Angus has never been to Mt. Basura. One route, The Offal,
takes a loose line up a steep albeit trashy intrusion.
Angus racks up and leads The Offal straight off,
placing all the gear. He takes no falls, nor a single
rest on the line.

Beta Flash

2. flash: no falls, without having tried it before. Usually with some
knowledge of the moves gained by watching people or instructions on how to
do the moves.

3. flash with running beta: no falls, first try, but with somebody telling
you how to do the moves as you progress.

This is Angus' first trip to Mt. Gismo. At the local pub,
Angus runs into Jack Nastyface, the local hardman. Since
Angus is buying, Jack describes down to the last pinky lock
the sequence for climbing The Honest Indonesian, an improbable
Mt. Gismo test piece following a sketchy dun intrusion.
With the sequence memorized, Angus flashes the route
the next afternoon.

Deja Vu

It's been some years since Angus was last at Mt. Tallywhacker.
He remembers trying the Chamfered Luby -- and failing miserably.
The successive lunges along the scarlet intrusion notwithstanding,
he remembers little about the route. But Angus is a better climber
than he was 7 years ago, and the next morning, he manhandles
the Chamfered Luby on his `first' try.

(all three flash terms can be applied to a toprope ascent, but the terms
below apply only to leading)

Red Point

4. redpoint / rotpunkt: lead with no preplaced gear (other than bolts or
normally fixed gear like pitons). Usually this implies that it's not your
first try, falls were taken, etc., but no gear was left in place to assist the
lead. Removing all the quickdraws (especially the top one) is often
time-consuming, so if others are waiting to do the route, pinkpoint style
(below) is often used (and some people inaccurately call it redpoint also)

Angus has tried to climb The Widget on Mt. Sputnik for five
years now. He's aided it, toproped it, studied it from a helicopter,
on jumars, with opera glasses. Finally, he leads it, no falls,
placing the gear as he goes.

Pink Point

5. pinkpoint: lead with preplaced gear (usually quickdraws clipped to the
bolts). The rope is not left in place after falls -- it is pulled through the
gear, which is reclipped on the next attempt. Sometimes the quickdraws
are placed by other people and left in place for many weeks.

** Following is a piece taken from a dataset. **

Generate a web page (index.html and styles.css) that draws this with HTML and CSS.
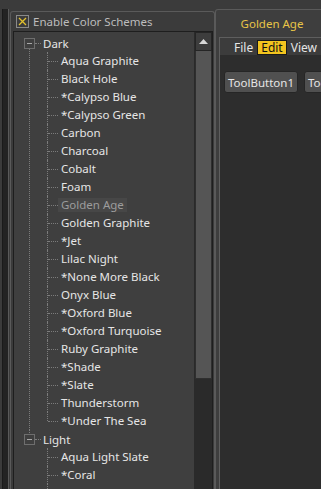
FILE: index.html
```html
<!DOCTYPE html>
<html lang="en">
<head>
    <meta charset="UTF-8">
    <title>Color Schemes</title>
    <link rel="stylesheet" href="styles.css">
</head>
<body>
    <div class="edge"></div>

    <div class="group">
        <label class="group-title">
            <span class="check">
                <svg width="11" height="11" viewBox="0 0 11 11"><path d="M2 2 L9 9 M9 2 L2 9" stroke="#e3c12e" stroke-width="1.3"/></svg>
            </span>
            Enable Color Schemes
        </label>

        <div class="tree-box">
            <ul class="tree">
                <li class="branch">
                    <div class="node"><span class="toggle"></span><span class="label">Dark</span></div>
                    <ul class="children">
                        <li><span class="label">Aqua Graphite</span></li>
                        <li><span class="label">Black Hole</span></li>
                        <li><span class="label">*Calypso Blue</span></li>
                        <li><span class="label">*Calypso Green</span></li>
                        <li><span class="label">Carbon</span></li>
                        <li><span class="label">Charcoal</span></li>
                        <li><span class="label">Cobalt</span></li>
                        <li><span class="label">Foam</span></li>
                        <li class="current"><span class="label">Golden Age</span></li>
                        <li><span class="label">Golden Graphite</span></li>
                        <li><span class="label">*Jet</span></li>
                        <li><span class="label">Lilac Night</span></li>
                        <li><span class="label">*None More Black</span></li>
                        <li><span class="label">Onyx Blue</span></li>
                        <li><span class="label">*Oxford Blue</span></li>
                        <li><span class="label">*Oxford Turquoise</span></li>
                        <li><span class="label">Ruby Graphite</span></li>
                        <li><span class="label">*Shade</span></li>
                        <li><span class="label">*Slate</span></li>
                        <li><span class="label">Thunderstorm</span></li>
                        <li><span class="label">*Under The Sea</span></li>
                    </ul>
                </li>
                <li class="branch">
                    <div class="node"><span class="toggle"></span><span class="label">Light</span></div>
                    <ul class="children">
                        <li><span class="label">Aqua Light Slate</span></li>
                        <li><span class="label">*Coral</span></li>
                        <li><span class="label">Cyan Daylight</span></li>
                    </ul>
                </li>
            </ul>
            <div class="scrollbar">
                <div class="scroll-up">
                    <svg width="9" height="5" viewBox="0 0 9 5"><path d="M0 5 L4.5 0 L9 5 Z" fill="#d8d8d8"/></svg>
                </div>
                <div class="scroll-handle"></div>
                <div class="scroll-track"></div>
            </div>
        </div>
    </div>

    <div class="preview">
        <div class="tab">Golden Age</div>
        <div class="pane">
            <div class="menubar">
                <span class="menu">File</span>
                <span class="menu active">Edit</span>
                <span class="menu">View</span>
            </div>
            <div class="workspace">
                <div class="tool-btn">ToolButton1</div>
                <div class="tool-btn">ToolButton2</div>
            </div>
        </div>
    </div>
</body>
</html>
```

FILE: styles.css
```css
body {
    margin: 0;
    width: 321px;
    height: 489px;
    overflow: hidden;
    background-color: #3b3b3b;
    font-family: "Noto Sans", "Open Sans", sans-serif;
    font-size: 11.5px;
    color: #e6e6e6;
    display: flex;
}
.edge {
    width: 5px;
    flex-shrink: 0;
    margin-top: 9px;
    margin-left: 2px;
    margin-right: 1px;
    background-color: #232323;
    border-left: 1px solid #1a1a1a;
    border-right: 1px solid #5a5a5a;
}
.group {
    width: 203px;
    flex-shrink: 0;
    margin-top: 11px;
    border: 1px solid #5a5a5a;
    border-bottom: none;
    border-radius: 3px 3px 0 0;
    display: flex;
    flex-direction: column;
}
.group-title {
    height: 19px;
    display: flex;
    align-items: center;
    gap: 4px;
    padding-left: 5px;
    color: #bdbdbd;
}
.check {
    width: 11px;
    height: 11px;
    border: 1px solid #8a8a8a;
    display: flex;
}
.tree-box {
    flex: 1;
    margin: 0 1px 0 2px;
    border: 1px solid #1e1e1e;
    border-bottom: none;
    background-color: #3f3f3f;
    display: flex;
    min-height: 0;
}
.tree {
    flex: 1;
    list-style: none;
    margin: 0;
    padding: 2px 0 0 0;
    overflow: hidden;
}
.tree ul {
    list-style: none;
    margin: 0;
    padding: 0;
}
.branch {
    position: relative;
}
.node {
    height: 18px;
    display: flex;
    align-items: center;
    position: relative;
}
.toggle {
    width: 9px;
    height: 9px;
    margin-left: 10px;
    border: 1px solid #6e6e6e;
    position: relative;
}
.toggle::after {
    content: "";
    position: absolute;
    left: 2px;
    top: 4px;
    width: 5px;
    border-top: 1px solid #a8a8a8;
}
.node::after {
    content: "";
    position: absolute;
    left: 21px;
    top: 9px;
    width: 6px;
    border-top: 1px dotted #7c7c7c;
}
.node .label {
    margin-left: 8px;
}
.branch:first-child::before {
    content: "";
    position: absolute;
    left: 15px;
    top: 14px;
    bottom: 0;
    border-left: 1px dotted #7c7c7c;
}
.branch:last-child::before {
    content: "";
    position: absolute;
    left: 15px;
    top: 0;
    height: 3px;
    border-left: 1px dotted #7c7c7c;
}
.children li {
    height: 18px;
    display: flex;
    align-items: center;
    padding-left: 44px;
    position: relative;
    white-space: nowrap;
}
.children li::before {
    content: "";
    position: absolute;
    left: 33px;
    top: 0;
    bottom: 0;
    border-left: 1px dotted #7c7c7c;
}
.children li:last-child::before {
    bottom: 9px;
}
.children li::after {
    content: "";
    position: absolute;
    left: 34px;
    top: 9px;
    width: 10px;
    border-top: 1px dotted #7c7c7c;
}
.children .label {
    padding: 0 3px;
    line-height: 14px;
}
.current .label {
    color: #9c9c9c;
    background-color: #474747;
}
.scrollbar {
    width: 17px;
    flex-shrink: 0;
    display: flex;
    flex-direction: column;
    border-left: 1px solid #2a2a2a;
}
.scroll-up {
    height: 17px;
    background-color: #3d3d3d;
    border: 1px solid #252525;
    display: flex;
    align-items: center;
    justify-content: center;
}
.scroll-handle {
    height: 327px;
    background-color: #555555;
    border: 1px solid #2f2f2f;
    border-top: none;
}
.scroll-track {
    flex: 1;
    background-color: #2a2a2a;
}
.preview {
    flex: 1;
    display: flex;
    flex-direction: column;
    min-width: 0;
}
.tab {
    margin-top: 9px;
    margin-right: -8px;
    height: 27px;
    border: 1px solid #5a5a5a;
    border-bottom: none;
    border-radius: 3px 3px 0 0;
    background-color: #3e3e3e;
    color: #e8c547;
    font-size: 11.5px;
    display: flex;
    align-items: center;
    justify-content: center;
}
.pane {
    flex: 1;
    border-left: 1px solid #5a5a5a;
    padding-left: 3px;
    background-color: #3e3e3e;
    display: flex;
    flex-direction: column;
}
.menubar {
    height: 17px;
    border-top: 1px solid #5e5e5e;
    border-left: 1px solid #5e5e5e;
    background-color: #3c3c3c;
    display: flex;
    align-items: flex-end;
    padding-left: 10px;
    white-space: nowrap;
    font-size: 12px;
}
.menu {
    padding: 0 3px;
    line-height: 13px;
    border: 1px solid transparent;
}
.menu.active {
    background-color: #f2c41f;
    color: #111;
    border-color: #1a1a1a;
}
.workspace {
    flex: 1;
    background-color: #2d2d2d;
    border-left: 1px solid #5e5e5e;
    display: flex;
    align-items: flex-start;
    gap: 6px;
    padding: 16px 0 0 4px;
    white-space: nowrap;
}
.tool-btn {
    height: 20px;
    padding: 0 3px;
    border: 1px solid #262626;
    border-radius: 3px;
    background-color: #505050;
    display: flex;
    align-items: center;
    flex-shrink: 0;
}
```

Angus has been trying to climb The Bullwhip on Mt. Maplethorp
for 10 years. He's gotten close, and after hosing the Windgate
intrusion with Gumout, squeegeeing it clean, then buffing
each hold with 600-grit sand paper, he wants to try the lead once
again. But first, he raps down the route, places all the gear,
then flashes the lead.

Yellow-Point - A no falls top-roped ascent, or

Yellow-Point - A climb where you were so scared you almost pee'd your pants.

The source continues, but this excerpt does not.